:: Task details ::
Copy out the listing exactly.

═══ Data lines

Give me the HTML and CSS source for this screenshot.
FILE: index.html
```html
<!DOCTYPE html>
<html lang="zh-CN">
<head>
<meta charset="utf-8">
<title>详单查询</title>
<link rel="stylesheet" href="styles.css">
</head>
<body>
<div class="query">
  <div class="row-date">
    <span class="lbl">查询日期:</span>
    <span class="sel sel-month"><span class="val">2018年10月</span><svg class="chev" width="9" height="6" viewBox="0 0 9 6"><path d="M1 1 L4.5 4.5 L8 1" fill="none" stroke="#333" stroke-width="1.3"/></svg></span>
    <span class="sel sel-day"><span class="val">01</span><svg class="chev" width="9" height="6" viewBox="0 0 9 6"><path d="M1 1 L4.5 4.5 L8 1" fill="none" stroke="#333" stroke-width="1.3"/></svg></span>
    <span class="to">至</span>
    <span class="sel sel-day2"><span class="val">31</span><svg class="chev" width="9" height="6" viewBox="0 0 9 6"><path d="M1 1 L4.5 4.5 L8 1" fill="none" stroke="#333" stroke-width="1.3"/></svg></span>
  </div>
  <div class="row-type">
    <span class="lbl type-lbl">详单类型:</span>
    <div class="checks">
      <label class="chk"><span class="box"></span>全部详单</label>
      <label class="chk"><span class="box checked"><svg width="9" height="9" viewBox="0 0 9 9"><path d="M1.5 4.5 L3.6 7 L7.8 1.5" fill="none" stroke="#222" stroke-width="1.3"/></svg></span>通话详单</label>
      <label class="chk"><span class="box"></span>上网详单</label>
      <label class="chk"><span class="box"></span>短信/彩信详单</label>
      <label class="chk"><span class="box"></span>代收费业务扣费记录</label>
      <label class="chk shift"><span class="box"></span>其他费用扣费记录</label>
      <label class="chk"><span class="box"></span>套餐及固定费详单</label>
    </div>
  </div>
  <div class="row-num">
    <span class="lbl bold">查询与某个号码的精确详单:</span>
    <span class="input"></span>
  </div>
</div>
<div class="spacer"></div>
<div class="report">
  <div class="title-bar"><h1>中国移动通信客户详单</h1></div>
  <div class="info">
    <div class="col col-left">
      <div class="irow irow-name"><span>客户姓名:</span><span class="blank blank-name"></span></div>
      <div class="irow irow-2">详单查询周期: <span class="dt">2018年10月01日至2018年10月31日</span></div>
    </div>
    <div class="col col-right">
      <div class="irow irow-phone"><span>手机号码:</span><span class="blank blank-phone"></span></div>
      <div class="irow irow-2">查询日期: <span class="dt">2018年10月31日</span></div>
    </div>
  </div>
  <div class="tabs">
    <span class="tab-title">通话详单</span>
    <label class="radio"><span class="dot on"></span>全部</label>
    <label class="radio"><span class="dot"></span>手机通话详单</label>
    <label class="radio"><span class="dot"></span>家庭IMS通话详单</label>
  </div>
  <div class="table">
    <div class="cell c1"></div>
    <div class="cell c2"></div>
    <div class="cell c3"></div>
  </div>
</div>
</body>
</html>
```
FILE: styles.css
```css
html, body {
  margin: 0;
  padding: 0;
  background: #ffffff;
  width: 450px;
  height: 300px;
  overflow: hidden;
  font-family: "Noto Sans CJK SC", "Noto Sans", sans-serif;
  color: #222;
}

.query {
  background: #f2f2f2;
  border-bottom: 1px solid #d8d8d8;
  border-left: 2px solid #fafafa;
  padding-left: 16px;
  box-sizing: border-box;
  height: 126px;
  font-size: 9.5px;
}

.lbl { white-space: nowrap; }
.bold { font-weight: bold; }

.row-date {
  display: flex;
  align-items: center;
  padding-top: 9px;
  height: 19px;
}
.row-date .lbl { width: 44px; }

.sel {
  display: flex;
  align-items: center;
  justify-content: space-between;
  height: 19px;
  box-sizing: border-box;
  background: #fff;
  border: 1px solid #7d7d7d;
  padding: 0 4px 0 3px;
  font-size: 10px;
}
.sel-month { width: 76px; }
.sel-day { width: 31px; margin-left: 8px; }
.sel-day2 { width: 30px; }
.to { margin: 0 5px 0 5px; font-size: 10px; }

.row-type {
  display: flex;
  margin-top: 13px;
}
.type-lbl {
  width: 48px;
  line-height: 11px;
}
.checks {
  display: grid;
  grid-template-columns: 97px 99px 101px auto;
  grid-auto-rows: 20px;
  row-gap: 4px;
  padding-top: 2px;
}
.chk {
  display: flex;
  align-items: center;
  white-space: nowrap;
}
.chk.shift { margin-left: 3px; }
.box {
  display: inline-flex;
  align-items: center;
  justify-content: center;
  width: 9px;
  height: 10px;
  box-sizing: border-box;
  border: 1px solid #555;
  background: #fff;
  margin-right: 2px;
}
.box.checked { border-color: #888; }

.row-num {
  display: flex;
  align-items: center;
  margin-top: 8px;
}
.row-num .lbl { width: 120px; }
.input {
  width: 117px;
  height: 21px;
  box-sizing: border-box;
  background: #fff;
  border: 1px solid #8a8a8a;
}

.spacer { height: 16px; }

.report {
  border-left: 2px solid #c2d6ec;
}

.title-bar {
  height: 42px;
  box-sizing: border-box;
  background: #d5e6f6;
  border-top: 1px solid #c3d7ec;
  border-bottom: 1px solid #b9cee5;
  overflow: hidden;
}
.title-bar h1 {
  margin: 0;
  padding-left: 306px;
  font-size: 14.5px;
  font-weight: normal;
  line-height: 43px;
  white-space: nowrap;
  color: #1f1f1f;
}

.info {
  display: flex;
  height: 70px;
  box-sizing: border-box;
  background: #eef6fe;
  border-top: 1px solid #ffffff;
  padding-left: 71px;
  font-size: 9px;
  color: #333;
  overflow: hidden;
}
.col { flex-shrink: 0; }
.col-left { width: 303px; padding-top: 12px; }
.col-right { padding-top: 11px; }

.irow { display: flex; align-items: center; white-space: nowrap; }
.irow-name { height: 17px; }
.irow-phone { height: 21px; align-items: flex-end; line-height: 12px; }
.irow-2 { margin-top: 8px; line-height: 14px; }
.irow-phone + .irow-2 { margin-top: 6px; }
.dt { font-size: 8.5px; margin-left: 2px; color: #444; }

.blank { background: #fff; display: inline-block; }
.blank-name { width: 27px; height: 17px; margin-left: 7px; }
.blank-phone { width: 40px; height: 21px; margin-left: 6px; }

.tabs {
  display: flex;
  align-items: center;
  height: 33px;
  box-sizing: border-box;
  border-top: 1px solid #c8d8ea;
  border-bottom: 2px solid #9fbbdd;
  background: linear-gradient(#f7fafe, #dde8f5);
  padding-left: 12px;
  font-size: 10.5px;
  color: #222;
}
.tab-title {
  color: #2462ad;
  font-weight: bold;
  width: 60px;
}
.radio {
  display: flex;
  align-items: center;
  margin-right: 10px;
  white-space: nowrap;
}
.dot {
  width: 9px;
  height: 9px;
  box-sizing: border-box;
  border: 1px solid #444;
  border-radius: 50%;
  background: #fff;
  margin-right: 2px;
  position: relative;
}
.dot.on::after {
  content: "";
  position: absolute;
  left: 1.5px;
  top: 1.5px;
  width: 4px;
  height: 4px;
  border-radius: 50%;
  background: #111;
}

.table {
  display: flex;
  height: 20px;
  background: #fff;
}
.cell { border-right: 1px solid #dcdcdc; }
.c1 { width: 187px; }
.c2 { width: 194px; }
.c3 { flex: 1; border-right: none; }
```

══════

:: Problem solution ::
Give me the HTML and CSS source for this screenshot.
FILE: index.html
```html
<!DOCTYPE html>
<html lang="zh-CN">
<head>
<meta charset="utf-8">
<title>详单查询</title>
<link rel="stylesheet" href="styles.css">
</head>
<body>
<div class="query">
  <div class="row-date">
    <span class="lbl">查询日期:</span>
    <span class="sel sel-month"><span class="val">2018年10月</span><svg class="chev" width="9" height="6" viewBox="0 0 9 6"><path d="M1 1 L4.5 4.5 L8 1" fill="none" stroke="#333" stroke-width="1.3"/></svg></span>
    <span class="sel sel-day"><span class="val">01</span><svg class="chev" width="9" height="6" viewBox="0 0 9 6"><path d="M1 1 L4.5 4.5 L8 1" fill="none" stroke="#333" stroke-width="1.3"/></svg></span>
    <span class="to">至</span>
    <span class="sel sel-day2"><span class="val">31</span><svg class="chev" width="9" height="6" viewBox="0 0 9 6"><path d="M1 1 L4.5 4.5 L8 1" fill="none" stroke="#333" stroke-width="1.3"/></svg></span>
  </div>
  <div class="row-type">
    <span class="lbl type-lbl">详单类型:</span>
    <div class="checks">
      <label class="chk"><span class="box"></span>全部详单</label>
      <label class="chk"><span class="box checked"><svg width="9" height="9" viewBox="0 0 9 9"><path d="M1.5 4.5 L3.6 7 L7.8 1.5" fill="none" stroke="#222" stroke-width="1.3"/></svg></span>通话详单</label>
      <label class="chk"><span class="box"></span>上网详单</label>
      <label class="chk"><span class="box"></span>短信/彩信详单</label>
      <label class="chk"><span class="box"></span>代收费业务扣费记录</label>
      <label class="chk shift"><span class="box"></span>其他费用扣费记录</label>
      <label class="chk"><span class="box"></span>套餐及固定费详单</label>
    </div>
  </div>
  <div class="row-num">
    <span class="lbl bold">查询与某个号码的精确详单:</span>
    <span class="input"></span>
  </div>
</div>
<div class="spacer"></div>
<div class="report">
  <div class="title-bar"><h1>中国移动通信客户详单</h1></div>
  <div class="info">
    <div class="col col-left">
      <div class="irow irow-name"><span>客户姓名:</span><span class="blank blank-name"></span></div>
      <div class="irow irow-2">详单查询周期: <span class="dt">2018年10月01日至2018年10月31日</span></div>
    </div>
    <div class="col col-right">
      <div class="irow irow-phone"><span>手机号码:</span><span class="blank blank-phone"></span></div>
      <div class="irow irow-2">查询日期: <span class="dt">2018年10月31日</span></div>
    </div>
  </div>
  <div class="tabs">
    <span class="tab-title">通话详单</span>
    <label class="radio"><span class="dot on"></span>全部</label>
    <label class="radio"><span class="dot"></span>手机通话详单</label>
    <label class="radio"><span class="dot"></span>家庭IMS通话详单</label>
  </div>
  <div class="table">
    <div class="cell c1"></div>
    <div class="cell c2"></div>
    <div class="cell c3"></div>
  </div>
</div>
</body>
</html>
```
FILE: styles.css
```css
html, body {
  margin: 0;
  padding: 0;
  background: #ffffff;
  width: 450px;
  height: 300px;
  overflow: hidden;
  font-family: "Noto Sans CJK SC", "Noto Sans", sans-serif;
  color: #222;
}

.query {
  background: #f2f2f2;
  border-bottom: 1px solid #d8d8d8;
  border-left: 2px solid #fafafa;
  padding-left: 16px;
  box-sizing: border-box;
  height: 126px;
  font-size: 9.5px;
}

.lbl { white-space: nowrap; }
.bold { font-weight: bold; }

.row-date {
  display: flex;
  align-items: center;
  padding-top: 9px;
  height: 19px;
}
.row-date .lbl { width: 44px; }

.sel {
  display: flex;
  align-items: center;
  justify-content: space-between;
  height: 19px;
  box-sizing: border-box;
  background: #fff;
  border: 1px solid #7d7d7d;
  padding: 0 4px 0 3px;
  font-size: 10px;
}
.sel-month { width: 76px; }
.sel-day { width: 31px; margin-left: 8px; }
.sel-day2 { width: 30px; }
.to { margin: 0 5px 0 5px; font-size: 10px; }

.row-type {
  display: flex;
  margin-top: 13px;
}
.type-lbl {
  width: 48px;
  line-height: 11px;
}
.checks {
  display: grid;
  grid-template-columns: 97px 99px 101px auto;
  grid-auto-rows: 20px;
  row-gap: 4px;
  padding-top: 2px;
}
.chk {
  display: flex;
  align-items: center;
  white-space: nowrap;
}
.chk.shift { margin-left: 3px; }
.box {
  display: inline-flex;
  align-items: center;
  justify-content: center;
  width: 9px;
  height: 10px;
  box-sizing: border-box;
  border: 1px solid #555;
  background: #fff;
  margin-right: 2px;
}
.box.checked { border-color: #888; }

.row-num {
  display: flex;
  align-items: center;
  margin-top: 8px;
}
.row-num .lbl { width: 120px; }
.input {
  width: 117px;
  height: 21px;
  box-sizing: border-box;
  background: #fff;
  border: 1px solid #8a8a8a;
}

.spacer { height: 16px; }

.report {
  border-left: 2px solid #c2d6ec;
}

.title-bar {
  height: 42px;
  box-sizing: border-box;
  background: #d5e6f6;
  border-top: 1px solid #c3d7ec;
  border-bottom: 1px solid #b9cee5;
  overflow: hidden;
}
.title-bar h1 {
  margin: 0;
  padding-left: 306px;
  font-size: 14.5px;
  font-weight: normal;
  line-height: 43px;
  white-space: nowrap;
  color: #1f1f1f;
}

.info {
  display: flex;
  height: 70px;
  box-sizing: border-box;
  background: #eef6fe;
  border-top: 1px solid #ffffff;
  padding-left: 71px;
  font-size: 9px;
  color: #333;
  overflow: hidden;
}
.col { flex-shrink: 0; }
.col-left { width: 303px; padding-top: 12px; }
.col-right { padding-top: 11px; }

.irow { display: flex; align-items: center; white-space: nowrap; }
.irow-name { height: 17px; }
.irow-phone { height: 21px; align-items: flex-end; line-height: 12px; }
.irow-2 { margin-top: 8px; line-height: 14px; }
.irow-phone + .irow-2 { margin-top: 6px; }
.dt { font-size: 8.5px; margin-left: 2px; color: #444; }

.blank { background: #fff; display: inline-block; }
.blank-name { width: 27px; height: 17px; margin-left: 7px; }
.blank-phone { width: 40px; height: 21px; margin-left: 6px; }

.tabs {
  display: flex;
  align-items: center;
  height: 33px;
  box-sizing: border-box;
  border-top: 1px solid #c8d8ea;
  border-bottom: 2px solid #9fbbdd;
  background: linear-gradient(#f7fafe, #dde8f5);
  padding-left: 12px;
  font-size: 10.5px;
  color: #222;
}
.tab-title {
  color: #2462ad;
  font-weight: bold;
  width: 60px;
}
.radio {
  display: flex;
  align-items: center;
  margin-right: 10px;
  white-space: nowrap;
}
.dot {
  width: 9px;
  height: 9px;
  box-sizing: border-box;
  border: 1px solid #444;
  border-radius: 50%;
  background: #fff;
  margin-right: 2px;
  position: relative;
}
.dot.on::after {
  content: "";
  position: absolute;
  left: 1.5px;
  top: 1.5px;
  width: 4px;
  height: 4px;
  border-radius: 50%;
  background: #111;
}

.table {
  display: flex;
  height: 20px;
  background: #fff;
}
.cell { border-right: 1px solid #dcdcdc; }
.c1 { width: 187px; }
.c2 { width: 194px; }
.c3 { flex: 1; border-right: none; }
```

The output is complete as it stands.